Israeli water policy is of course partly focused on sustaining its own consumption levels, placing stress on water resources and resulting in extreme disparities in allocation and consumption in favour of Israel. These needs will continue to draw from resources which the Palestinians rely on, and which have been appropriated by Israel. In 1993, the Israeli State Comptroller stated that the West Bank is the ‘principal reservoir of drinking water for the Dan region [Gush Dan, a large area in central Israel], Tel Aviv, Jerusalem and Beersheba’ and the ‘most important long-term source in the [national] water system.’1 However, beyond the systematic prioritisation and diversion of water resources for apparent Israeli needs, as this document shows it is crucial to bear in mind that the severe restrictions placed on Palestinians serve the political purpose of maintaining a sense of control, and even using water as a punitive tool.
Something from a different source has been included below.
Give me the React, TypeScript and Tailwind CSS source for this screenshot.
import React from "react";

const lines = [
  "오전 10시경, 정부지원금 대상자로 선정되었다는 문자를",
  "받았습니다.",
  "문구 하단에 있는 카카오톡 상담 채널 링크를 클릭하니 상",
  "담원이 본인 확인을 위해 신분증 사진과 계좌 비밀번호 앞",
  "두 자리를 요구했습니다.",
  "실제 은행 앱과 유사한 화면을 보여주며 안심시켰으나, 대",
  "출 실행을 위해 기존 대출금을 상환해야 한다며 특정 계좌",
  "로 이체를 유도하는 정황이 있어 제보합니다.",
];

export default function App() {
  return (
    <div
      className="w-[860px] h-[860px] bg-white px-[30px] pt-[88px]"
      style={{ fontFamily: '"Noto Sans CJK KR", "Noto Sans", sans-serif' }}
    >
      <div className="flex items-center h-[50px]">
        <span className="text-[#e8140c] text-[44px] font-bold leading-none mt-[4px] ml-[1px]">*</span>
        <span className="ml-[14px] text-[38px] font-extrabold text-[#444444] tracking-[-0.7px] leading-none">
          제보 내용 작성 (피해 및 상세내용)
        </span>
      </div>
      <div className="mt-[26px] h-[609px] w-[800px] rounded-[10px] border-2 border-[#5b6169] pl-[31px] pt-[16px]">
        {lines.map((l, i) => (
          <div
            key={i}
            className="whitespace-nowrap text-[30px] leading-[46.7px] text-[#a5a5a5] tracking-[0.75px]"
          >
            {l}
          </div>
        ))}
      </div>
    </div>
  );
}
Recent actions in Gaza and the West Bank demonstrate this. Certainly in the case of the West Bank, by sustaining the consumption discrepancy between illegal Israeli settlers and Palestinians, Israel is simultaneously legitimating and sustaining the occupation, and developing a split, fundamentally unequal political economy. However, further than that, they have been described as using water as a “weapon”, as described by Camilla Corradin, the advocacy task force coordinator for the Emergency, Water, Sanitation and Hygiene (EWASH) group, during the severe water shortage in the West Bank in the summer of 2016. During that time, tens of thousands of Palestinians in Jenin, Nablus and Salfit were left without access to safe drinking water during the Islamic holy month of Ramadan, at a time when temperatures would have exceeded 35 degrees Celsius. In Jenin, which has a population of more than 40,000, the water supply was reported to have been cut in half by Mekorot, Israel’s national water company, and Ayman Rabi, the executive director of the Palestinian Hydrology Group, described how in some areas people had not received water for more than 40 days.
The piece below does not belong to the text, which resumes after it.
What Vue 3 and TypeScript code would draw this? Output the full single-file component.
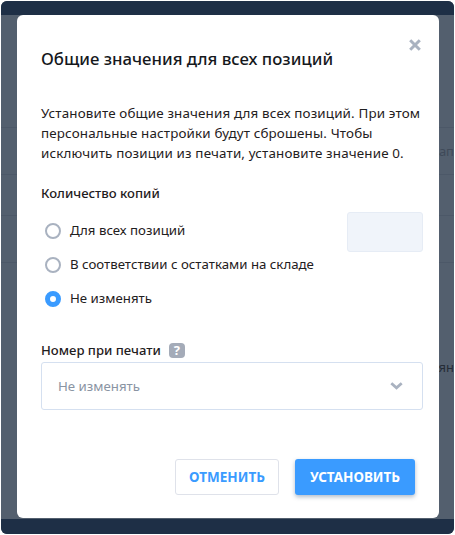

Israel’s policies and actions in regards to water in Gaza are even more severe, reflecting the broader goal of isolation and economic suffocation. Gaza’s water infrastructure has effectively collapsed due to the Israeli-imposed blockade and repeated shelling during the multiple attacks over the last few years. With electricity supply well below demand, frequent electricity cuts (especially after the 2014 attack, when the only electricity generator is Gaza was damaged) take place daily. The Gaza Strip faces blackouts of between 12-16 hours a day and this has had a severe impact on wastewater treatment plants.In January 2017, Reuters reported that out of desperation Gazans were digging their own wells from their homes to tap into underground reserves, and that those who could afford to were forced to rely on imported bottled water. More recently, Israel’s decision, in agreement with the Palestinian Authority, to cut off electricity supplies in June 2017 left the desalination plants which the Palestinian population in the Gaza Strip has come to depend on without power. Palestinians in Gaza have therefore not just been prevented from developing adequate infrastructure of their own, but have been made dependent on resources which can then be controlled and restricted by Israeli authorities.
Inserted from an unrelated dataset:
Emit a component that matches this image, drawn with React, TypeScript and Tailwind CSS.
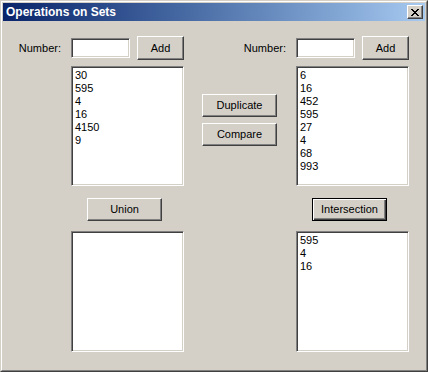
import * as React from "react"

const font = { fontFamily: '"Liberation Sans", Arial, sans-serif' }

const raised =
  "border border-t-white border-l-white border-r-[#404040] border-b-[#404040] shadow-[inset_-1px_-1px_0_#808080] bg-[#d4d0c8]"
const sunken =
  "border border-t-[#808080] border-l-[#808080] border-r-white border-b-white shadow-[inset_1px_1px_0_#404040,inset_-1px_-1px_0_#d4d0c8] bg-white"

function Button({ label, isDefault = false, className = "" }: { label: string; isDefault?: boolean; className?: string }) {
  if (isDefault) {
    return (
      <div className={`border border-black bg-[#d4d0c8] ${className}`}>
        <div className="w-full h-full flex items-center justify-center shadow-[inset_1px_1px_0_#fff,inset_-1px_-1px_0_#404040,inset_-2px_-2px_0_#808080] text-[11px] text-black">
          {label}
        </div>
      </div>
    )
  }
  return (
    <div className={`${raised} flex items-center justify-center text-[11px] text-black ${className}`}>
      {label}
    </div>
  )
}

function ListBox({ items, className = "" }: { items: string[]; className?: string }) {
  return (
    <div className={`${sunken} w-[113px] p-[2px] pl-[3px] ${className}`}>
      {items.map((item, i) => (
        <div key={i} className="text-[11px] leading-[13px] text-black">
          {item}
        </div>
      ))}
    </div>
  )
}

function NumberRow() {
  return (
    <>
      <div className="w-[46px] text-right text-[11px] text-black whitespace-nowrap">Number:</div>
      <div className={`${sunken} ml-[10px] w-[59px] h-[20px]`} />
      <Button label="Add" className="ml-[7px] w-[47px] h-[24px]" />
    </>
  )
}

export default function App() {
  return (
    <div style={font} className="w-[428px] h-[372px] border border-t-[#d4d0c8] border-l-[#d4d0c8] border-r-[#404040] border-b-[#404040] bg-[#d4d0c8]">
      <div className="w-full h-full border border-t-white border-l-white border-r-[#808080] border-b-[#808080] p-px flex flex-col">
        {/* Title bar */}
        <div className="h-[18px] flex items-center justify-between pl-[3px] pr-[2px] bg-gradient-to-r from-[#0a246a] to-[#a6caf0]">
          <span className="text-white font-bold text-[12px] leading-none">Operations on Sets</span>
          <div className={`${raised} w-[16px] h-[14px] flex items-center justify-center`}>
            <svg width="8" height="7" viewBox="0 0 8 7" shapeRendering="crispEdges">
              <path d="M0 0h2v1h-2zM6 0h2v1h-2zM1 1h2v1h-2zM5 1h2v1h-2zM2 2h4v1h-4zM3 3h2v1h-2zM2 4h4v1h-4zM1 5h2v1h-2zM5 5h2v1h-2zM0 6h2v1h-2zM6 6h2v1h-2z" fill="#000" />
            </svg>
          </div>
        </div>

        {/* Content */}
        <div className="flex-1 pt-[15px] pl-[12px] flex flex-col">
          <div className="flex items-center h-[24px]">
            <NumberRow />
            <div className="ml-[56px] flex items-center">
              <NumberRow />
            </div>
          </div>

          <div className="flex mt-[6px]">
            <ListBox items={["30", "595", "4", "16", "4150", "9"]} className="ml-[56px] h-[120px]" />
            <div className="ml-[18px] pt-[28px] flex flex-col gap-[6px]">
              <Button label="Duplicate" className="w-[75px] h-[23px]" />
              <Button label="Compare" className="w-[75px] h-[23px]" />
            </div>
            <ListBox items={["6", "16", "452", "595", "27", "4", "68", "993"]} className="ml-[19px] h-[120px]" />
          </div>

          <div className="flex mt-[12px]">
            <Button label="Union" className="ml-[72px] w-[75px] h-[23px]" />
            <Button label="Intersection" isDefault className="ml-[150px] w-[75px] h-[23px]" />
          </div>

          <div className="flex mt-[10px]">
            <ListBox items={[]} className="ml-[56px] h-[121px]" />
            <ListBox items={["595", "4", "16"]} className="ml-[112px] h-[121px]" />
          </div>
        </div>
      </div>
    </div>
  )
}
The simultaneous monopolisation of water resources and prevention of independent infrastructure development has left Palestinians in a constant state of dependency and precarity, even in the case of the most vital resource for human survival. In that, it is a compelling reflection of broader Israeli policy towards the Palestinians.


  1. Palestinian Society for the Protection of Human Rights and the Environment, An Overview of the Consequences of Israeli Occupation on the Environment in the West Bank and Gaza (Jerusalem: 2000)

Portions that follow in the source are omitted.